Eben Lesh and C. W. Watkins, both of Huntington, and W. H. Eichhorn, of Bluffton, for appellee.

EWBANK, J.

The auditor of Huntington county, after notice to appellee, placed on the tax duplicate, as omitted property, certain shares of stock in certain foreign corporations, as having been owned by appellee in each of a series of years, fixed a value on such omitted property for the different years of from $43,070 to $63,815, and assessed against appellee taxes thereon for those years in the total amount of $26,155.12.

Appellee duly filed his bond, under Burns' 1914, § 10310A (Acts 1911, c. 195, p. 479; see Acts 1919, c. 59, p. 341, § 2560), for an appeal to the circuit court, where evidence was heard, a special finding of facts was made, conclusions of law were stated thereon, and judgment was rendered in conformity with the finding and conclusions, to the effect that the total amount of taxes on omitted property for which appellee was liable amounted to $4,556.16.

Appellant moves to dismiss the proceeding in the circuit court, for the alleged reason that the statute granting an appeal from the auditor to the circuit court is unconstitutional. He excepted to the first conclusion of law, and moved for a new trial, in each instance presenting the same question. Each motion was overruled, and appellant excepted. The alleged error in the first conclusions of law and in overruling the motions to dismiss and for a new trial are duly presented for consideration by proper assignments of errors. The appellee asks that this appeal be dismissed on the ground that the statute which grants an appeal to the circuit court does not grant a further appeal from its decision to the Supreme Court.

[1] If the statute granting an appeal to the circuit court is unconstitutional, and that court had no jurisdiction, all of its acts and its judgment necessarily would be void. But an appeal from the circuit court to this court may be prosecuted for the purpose of questioning the validity of the judgment appealed from, even though such judgment is void for lack of jurisdiction of the trial court to render it. Cushman v. Hussey, 187 Ind. 228, 235, 118 N. E. 816;Baltimore, etc., R. Co. v. Board, 156 Ind. 260, 269, 58 N. E. 837, 59 N. E. 856;Weaver v. Ferguson, 68 Ind. App. 169, 178, 117 N. E. 659; Ewbank Manual, §§ 267, 289, 3 Corpus Juris, 467; 33 L. R. A. (N. S.) 733, note.

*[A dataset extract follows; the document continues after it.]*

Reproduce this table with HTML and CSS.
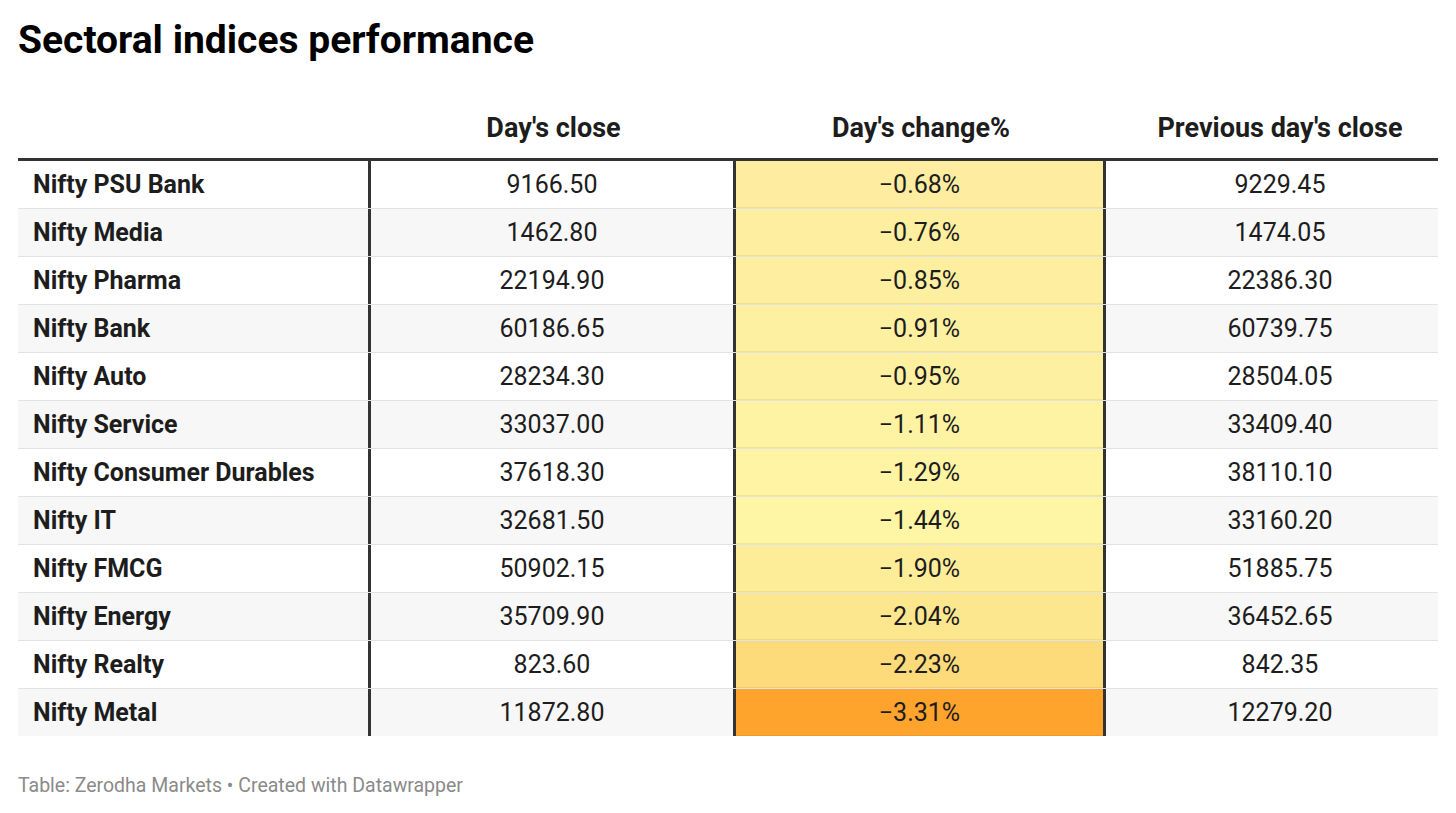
FILE: index.html
```html
<!DOCTYPE html>
<html>
<head>
<meta charset="utf-8">
<link rel="stylesheet" href="styles.css">
</head>
<body>
<div class="chart">
  <h1 class="title">Sectoral indices performance</h1>
  <div class="table">
    <div class="row head">
      <div class="cell name"></div>
      <div class="cell">Day's close</div>
      <div class="cell">Day's change%</div>
      <div class="cell last">Previous day's close</div>
    </div>
    <div class="row"><div class="cell name">Nifty PSU Bank</div><div class="cell num">9166.50</div><div class="cell chg" style="background:#feeda0">−0.68%</div><div class="cell num last">9229.45</div></div>
    <div class="row alt"><div class="cell name">Nifty Media</div><div class="cell num">1462.80</div><div class="cell chg" style="background:#feee9f">−0.76%</div><div class="cell num last">1474.05</div></div>
    <div class="row"><div class="cell name">Nifty Pharma</div><div class="cell num">22194.90</div><div class="cell chg" style="background:#feefa0">−0.85%</div><div class="cell num last">22386.30</div></div>
    <div class="row alt"><div class="cell name">Nifty Bank</div><div class="cell num">60186.65</div><div class="cell chg" style="background:#fef0a1">−0.91%</div><div class="cell num last">60739.75</div></div>
    <div class="row"><div class="cell name">Nifty Auto</div><div class="cell num">28234.30</div><div class="cell chg" style="background:#fef0a1">−0.95%</div><div class="cell num last">28504.05</div></div>
    <div class="row alt"><div class="cell name">Nifty Service</div><div class="cell num">33037.00</div><div class="cell chg" style="background:#fef2a3">−1.11%</div><div class="cell num last">33409.40</div></div>
    <div class="row"><div class="cell name">Nifty Consumer Durables</div><div class="cell num">37618.30</div><div class="cell chg" style="background:#fef4a4">−1.29%</div><div class="cell num last">38110.10</div></div>
    <div class="row alt"><div class="cell name">Nifty IT</div><div class="cell num">32681.50</div><div class="cell chg" style="background:#fff6a5">−1.44%</div><div class="cell num last">33160.20</div></div>
    <div class="row"><div class="cell name">Nifty FMCG</div><div class="cell num">50902.15</div><div class="cell chg" style="background:#feed98">−1.90%</div><div class="cell num last">51885.75</div></div>
    <div class="row alt"><div class="cell name">Nifty Energy</div><div class="cell num">35709.90</div><div class="cell chg" style="background:#fde78e">−2.04%</div><div class="cell num last">36452.65</div></div>
    <div class="row"><div class="cell name">Nifty Realty</div><div class="cell num">823.60</div><div class="cell chg" style="background:#fddb7b">−2.23%</div><div class="cell num last">842.35</div></div>
    <div class="row alt end"><div class="cell name">Nifty Metal</div><div class="cell num">11872.80</div><div class="cell chg" style="background:#fea32b">−3.31%</div><div class="cell num last">12279.20</div></div>
  </div>
  <div class="footer">Table: Zerodha Markets • Created with Datawrapper</div>
</div>
</body>
</html>
```

FILE: styles.css
```css
* { box-sizing: border-box; }
html, body { margin: 0; padding: 0; background: #fff; }
body {
  font-family: Roboto, "Liberation Sans", Arial, sans-serif;
  color: #1d1d1d;
}
.chart {
  padding: 18px 18px 0 18px;
  width: 1456px;
}
.title {
  margin: 0;
  font-size: 39px;
  font-weight: 700;
  line-height: 44px;
  color: #000;
}
.table {
  margin-top: 40px;
  width: 1420px;
}
.row {
  display: grid;
  grid-template-columns: 353px 365px 370px 1fr;
  height: 48px;
  border-bottom: 1px solid #e2e2e2;
  background: #fff;
}
.row.alt { background: #f7f7f7; }
.row.end { border-bottom: none; height: 47px; }
.row.head {
  height: 59px;
  background: #fff;
  border-bottom: 3px solid #333;
  font-weight: 700;
}
.cell {
  display: flex;
  align-items: center;
  justify-content: center;
  font-size: 25px;
  padding: 0 8px;
}
.row.head .cell {
  align-items: flex-end;
  padding-bottom: 14px;
  font-size: 27px;
}
.cell.name {
  justify-content: flex-start;
  padding-left: 15px;
  font-weight: 700;
  border-right: 3px solid #333;
}
.row.head .cell.name { border-right: none; }
.cell.num { font-weight: 400; }
.row:not(.head) .cell:nth-child(2) { border-right: 3px solid #333; }
.cell.chg {
  border-right: 3px solid #333;
  box-shadow: inset 0 -1px 0 rgba(0,0,0,0.06);
}
.cell.last { padding-left: 24px; }
.footer {
  margin-top: 38px;
  font-size: 19.5px;
  color: #8a8a8a;
}
```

[2] The statute in question reads as follows:

“That from any finding, conclusion or decision of any county assessor, any county auditor, any county treasurer or any other officer or officers or board whose duty it may be to investigate, decide, assess and place on the tax duplicate of any county of this state, any property subject to taxation and omitted to be returned, listed and assessed for taxation, the owner of such property or other person against whom such omitted property has been assessed shall have the right to appeal from such finding, conclusion or decision to the circuit court of the county wherein said omitted property is so listed or added for taxation: Provided, that such appeal shall be taken within ten days after the entering of such omitted property on the tax duplicate of such county, by the taxpayer or person against whom such taxes are assessed, filing his written undertaking with the auditor of such county with security to be approved by such auditor, conditioned to pay, without delay, all taxes, interest and penalties as may on final hearing be found due, together with costs assessed against him: Provided, also, the officer so entering such omitted property for taxation shall, at the time of entering the same on the tax duplicate, deposit in the United States mail properly addressed to the taxpayer against whom the assessment is made, notice of said assessment.” Burns' 1914, § 10310A, supra.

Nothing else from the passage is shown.